The Hawaii State Constitution establishes the foundational legal order for the fiftieth state, defining the structure of government, the distribution of powers, and the rights reserved to individuals. This page covers the constitutional text, its amendment mechanics, its relationship to federal law, and the institutional actors responsible for its interpretation and enforcement. Understanding this framework is essential for practitioners, researchers, and residents navigating Hawaii's legal system.


Definition and scope

The Hawaii State Constitution is the supreme law of the State of Hawaii, subordinate only to the United States Constitution and federal law under the Supremacy Clause of Article VI of the U.S. Constitution. Ratified in 1950 and effective upon statehood on August 21, 1959 (Hawaii Admission Act, Pub. L. 86-3), the document has been amended through 8 constitutional conventions and dozens of legislative referenda.

The constitution organizes state authority across 18 articles, addressing the bill of rights, the legislature, the executive, the judiciary, taxation and finance, public officers, and Native Hawaiian rights, among other subjects. It functions as both a structural charter and a rights instrument — a dual role that generates interpretive tension in Hawaii courts, as examined in the Tradeoffs and tensions section below.

Scope and coverage: This page covers the Hawaii State Constitution as the primary legal framework for state governance. It does not address federal constitutional law except where federal preemption directly intersects with state provisions. Topics involving specific Hawaii statutes fall within the Hawaii Revised Statutes Overview. Administrative rulemaking authority flows from constitutional grants to the executive and is further detailed at Hawaii Administrative Rules and Agencies. The constitutional provisions for Native Hawaiian rights intersect with federal trust obligations but the distinct body of indigenous rights law is covered separately at Hawaii Native Hawaiian Legal Rights.


Core mechanics or structure

The constitution divides state government into three coordinate branches, each defined by a dedicated article.

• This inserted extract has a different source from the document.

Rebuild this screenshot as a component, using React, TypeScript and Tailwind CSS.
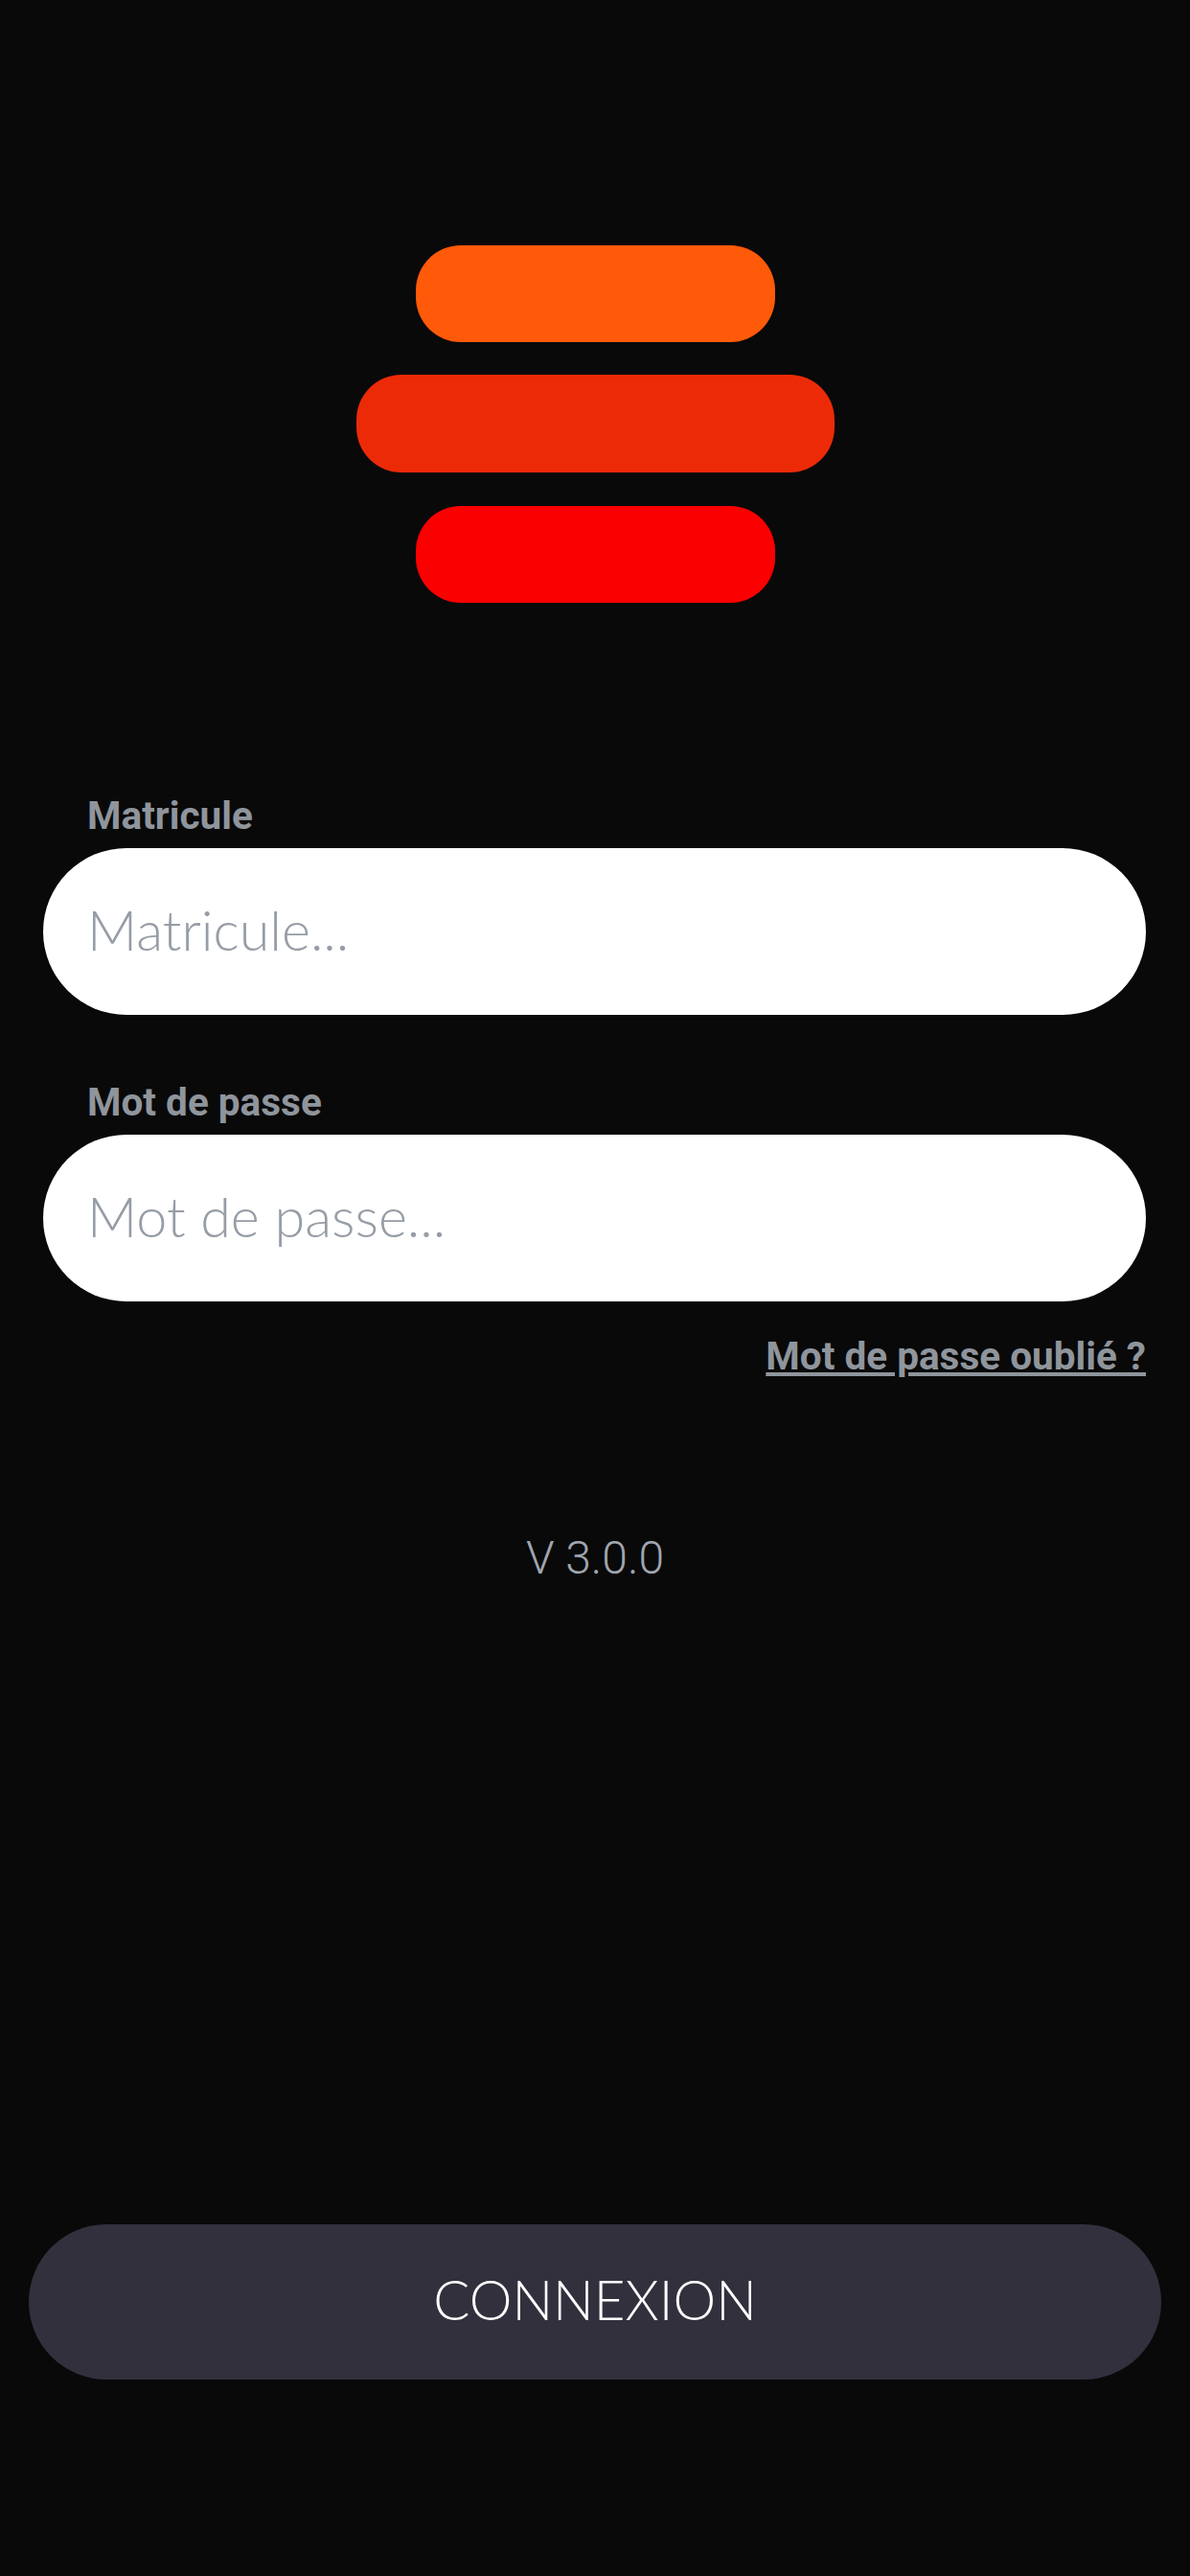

Legislative Branch (Article III): The Hawaii State Legislature consists of a 51-member House of Representatives and a 25-member Senate. Representatives serve 2-year terms; senators serve 4-year terms. The legislature holds plenary lawmaking authority subject to constitutional limitations and gubernatorial veto, which requires a two-thirds majority in both chambers to override (Hawaii Constitution, Art. III, §10).

Executive Branch (Article V): Executive authority vests in the Governor, who serves a 4-year term and is limited to 2 consecutive terms. The Governor appoints department heads subject to Senate confirmation. Article V also establishes the Lieutenant Governor, a position that doubles as the chief election officer — an unusual constitutional design not replicated in most states.

Judicial Branch (Article VI): The Judiciary is anchored by the Hawaii Supreme Court, comprising 5 justices appointed by the Governor from a list prepared by the Judicial Selection Commission, confirmed by the Senate, and serving 10-year terms. The Hawaii Intermediate Court of Appeals and the Circuit Courts operate beneath the Supreme Court within this framework. For a complete treatment of court tiers, see the Hawaii State Court System Structure.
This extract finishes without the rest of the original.